Jealousy Is Not a Life Sentence: How to Handle It in Any Relationship

Sexual Genius Team

Jealousy Is Not a Life Sentence: How to Handle It in Any Relationship

Jealousy. It’s the green-eyed monster, the dark underbelly of love, the emotion that has inspired a million poems, plays, and murder ballads. We’re taught that it’s a sign of deep love, or a sign of deep insecurity. We’re taught that it’s something to be ashamed of, something to be hidden away. But what if we’ve been looking at jealousy all wrong? What if jealousy is not a character flaw, but a compass? What if it’s not a monster to be slain, but a messenger to be understood?
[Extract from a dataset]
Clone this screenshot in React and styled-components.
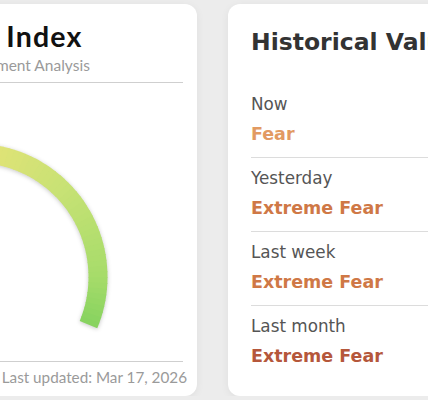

Let’s get this straight: jealousy is a normal human emotion. It is a primal, evolutionary response to a perceived threat to a valued relationship. To pretend that you are “above” jealousy is a form of spiritual bypassing. The goal is not to never feel jealousy; the goal is to learn how to work with it when it arises. This is true whether you are in a monogamous relationship or a polyamorous one. The monster, it turns out, is not the feeling itself, but our reaction to it.

When jealousy rears its head, the typical response is to either lash out at our partner or to retreat into a shame spiral. Both of these are incredibly destructive. Lashing out makes your partner responsible for your feelings, which is a form of emotional manipulation. Retreating into shame just reinforces the belief that there is something wrong with you. There is a third way: to get curious.
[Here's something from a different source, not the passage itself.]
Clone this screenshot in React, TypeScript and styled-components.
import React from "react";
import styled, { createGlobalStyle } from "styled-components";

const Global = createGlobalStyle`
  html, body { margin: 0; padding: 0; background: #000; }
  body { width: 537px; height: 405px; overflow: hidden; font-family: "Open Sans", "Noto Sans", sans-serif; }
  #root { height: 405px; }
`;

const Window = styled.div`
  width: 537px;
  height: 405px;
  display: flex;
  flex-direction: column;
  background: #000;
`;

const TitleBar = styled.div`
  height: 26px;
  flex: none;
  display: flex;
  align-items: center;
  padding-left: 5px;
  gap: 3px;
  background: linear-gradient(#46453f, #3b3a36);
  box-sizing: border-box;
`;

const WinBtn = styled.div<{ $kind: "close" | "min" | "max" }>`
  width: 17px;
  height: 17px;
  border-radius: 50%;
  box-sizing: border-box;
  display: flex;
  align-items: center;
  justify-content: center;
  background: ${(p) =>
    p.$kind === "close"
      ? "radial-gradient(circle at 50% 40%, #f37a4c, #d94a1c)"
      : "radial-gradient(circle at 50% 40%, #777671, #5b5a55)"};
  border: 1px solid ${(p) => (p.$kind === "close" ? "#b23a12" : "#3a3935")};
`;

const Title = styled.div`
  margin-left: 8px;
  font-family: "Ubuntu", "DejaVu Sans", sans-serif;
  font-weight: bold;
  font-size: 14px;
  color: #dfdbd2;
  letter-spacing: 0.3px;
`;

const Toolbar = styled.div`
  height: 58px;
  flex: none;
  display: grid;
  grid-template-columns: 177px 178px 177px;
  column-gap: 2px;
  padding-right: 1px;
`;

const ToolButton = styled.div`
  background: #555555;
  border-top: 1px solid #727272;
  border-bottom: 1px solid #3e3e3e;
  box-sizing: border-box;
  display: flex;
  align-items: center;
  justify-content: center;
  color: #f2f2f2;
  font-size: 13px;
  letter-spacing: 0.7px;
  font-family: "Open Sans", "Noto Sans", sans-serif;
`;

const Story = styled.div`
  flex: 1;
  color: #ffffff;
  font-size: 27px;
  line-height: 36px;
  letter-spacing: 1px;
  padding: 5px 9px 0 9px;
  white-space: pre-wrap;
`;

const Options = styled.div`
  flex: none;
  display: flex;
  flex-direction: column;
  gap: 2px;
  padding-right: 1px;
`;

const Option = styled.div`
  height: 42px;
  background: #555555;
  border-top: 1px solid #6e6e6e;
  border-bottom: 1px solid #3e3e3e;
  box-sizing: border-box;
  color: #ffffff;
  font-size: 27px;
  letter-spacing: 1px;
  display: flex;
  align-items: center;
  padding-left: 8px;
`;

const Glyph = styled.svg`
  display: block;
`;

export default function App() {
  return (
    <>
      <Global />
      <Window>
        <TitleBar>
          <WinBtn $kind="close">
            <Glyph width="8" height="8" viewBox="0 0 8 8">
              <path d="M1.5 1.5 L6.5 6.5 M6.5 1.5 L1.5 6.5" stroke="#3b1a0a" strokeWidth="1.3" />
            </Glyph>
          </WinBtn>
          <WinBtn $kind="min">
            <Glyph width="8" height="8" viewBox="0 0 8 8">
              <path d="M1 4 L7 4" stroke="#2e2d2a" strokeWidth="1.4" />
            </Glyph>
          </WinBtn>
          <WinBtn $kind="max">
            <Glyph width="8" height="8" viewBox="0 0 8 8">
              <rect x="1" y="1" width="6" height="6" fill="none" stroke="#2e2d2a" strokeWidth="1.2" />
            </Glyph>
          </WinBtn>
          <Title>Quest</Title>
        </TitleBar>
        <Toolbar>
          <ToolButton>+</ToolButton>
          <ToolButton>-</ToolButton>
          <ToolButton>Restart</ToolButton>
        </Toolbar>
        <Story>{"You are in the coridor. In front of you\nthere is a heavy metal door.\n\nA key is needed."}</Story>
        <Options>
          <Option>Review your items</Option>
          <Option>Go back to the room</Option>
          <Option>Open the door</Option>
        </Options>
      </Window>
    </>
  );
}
When you feel that familiar pang of jealousy, I want you to pause. I want you to take a breath. And I want you to ask yourself a simple question: “What is this feeling trying to tell me?” Jealousy is almost never about what’s actually happening. It’s about the story you are telling yourself about what’s happening. It’s a spotlight that is illuminating one of your own unmet needs or unresolved fears.


Perhaps your partner is out with someone else, and you feel a surge of jealousy. Is the feeling really about them? Or is it about your own fear of abandonment? Is it about your own insecurity about not being “enough”? Is it about a need for more quality time and reassurance from your partner? When you can get to the root of the feeling, you can begin to address the real issue. You can go to your partner and say, “I’m feeling really insecure right now, and I could use some reassurance,” instead of, “How could you do this to me?!” See the difference?
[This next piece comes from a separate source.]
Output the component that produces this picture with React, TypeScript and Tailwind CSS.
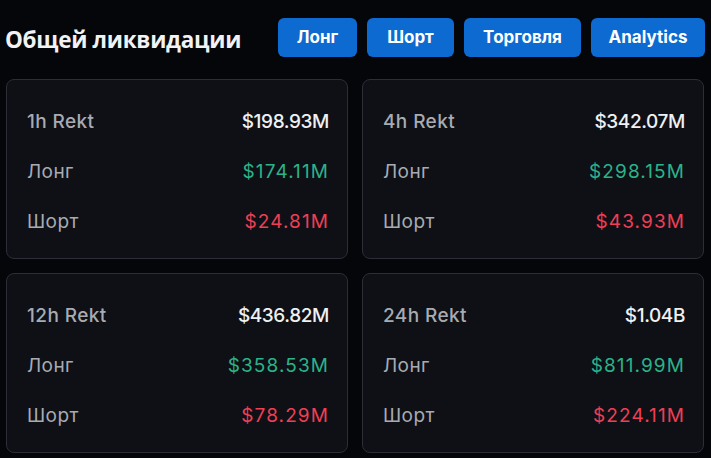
const groups = [
  { label: "1h Rekt", total: "$198.93M", long: "$174.11M", short: "$24.81M" },
  { label: "4h Rekt", total: "$342.07M", long: "$298.15M", short: "$43.93M" },
  { label: "12h Rekt", total: "$436.82M", long: "$358.53M", short: "$78.29M" },
  { label: "24h Rekt", total: "$1.04B", long: "$811.99M", short: "$224.11M" },
];

function Row({ name, value, valueClass, nameClass }: { name: string; value: string; valueClass: string; nameClass: string }) {
  return (
    <div className="flex h-[50px] items-center justify-between">
      <span className={nameClass}>{name}</span>
      <span className={valueClass}>{value}</span>
    </div>
  );
}

export default function App() {
  return (
    <div className="h-[458px] w-[711px] overflow-hidden bg-[#05060a] font-['Inter','Noto_Sans',sans-serif]">
      <div className="flex h-[79px] items-start pt-[18px]">
        <h1 className="ml-[5px] mt-[5px] text-[22.5px] font-bold tracking-[-0.3px] text-[#f1f2f4] font-['Open_Sans',sans-serif]">
          Общей ликвидации
        </h1>
        <div className="ml-auto mr-[6px] flex gap-[10px]">
          {["Лонг", "Шорт", "Торговля", "Analytics"].map((b, i) => (
            <button
              key={b}
              className={`h-[39px] rounded-[6px] bg-[#0d6ad1] text-[17px] font-bold text-white ${
                i === 0 ? "w-[79px]" : i === 1 ? "w-[87px]" : i === 2 ? "w-[117px]" : "w-[114px]"
              }`}
            >
              {b}
            </button>
          ))}
        </div>
      </div>
      <div className="grid grid-cols-2 gap-x-[14px] gap-y-[14px] pl-[6px] pr-[7px]">
        {groups.map((g) => (
          <div
            key={g.label}
            className="h-[180px] rounded-[8px] border border-[#2b2e36] bg-[#0e1016] pl-[20px] pr-[18px] pt-[17px] text-[19px]"
          >
            <Row name={g.label} value={g.total} nameClass="font-medium tracking-[0.4px] text-[#a7abb3]" valueClass="font-medium tracking-[-0.4px] text-[#eef0f3]" />
            <Row name="Лонг" value={g.long} nameClass="tracking-[0.4px] text-[#a7abb3]" valueClass="tracking-[1.1px] text-[#2bb38a]" />
            <Row name="Шорт" value={g.short} nameClass="tracking-[0.4px] text-[#a7abb3]" valueClass="tracking-[1.1px] text-[#ee3f55]" />
          </div>
        ))}
      </div>
    </div>
  );
}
This is the work of emotional self-mastery. It’s about taking radical responsibility for your own feelings. It’s about recognizing that no one can “make” you feel jealous. Your feelings are your own. They are your teachers. And jealousy is one of the most powerful teachers you will ever have. It will show you exactly where you are still wounded, where you are still living in a state of scarcity, and where you still need to grow.


This is not easy work. It is the work of a warrior. It is the work of a man who is committed to his own evolution. But when you can learn to meet your jealousy with curiosity instead of contempt, you will unlock a new level of freedom and connection in your relationships. You will no longer be a slave to the green-eyed monster. You will have made it your ally.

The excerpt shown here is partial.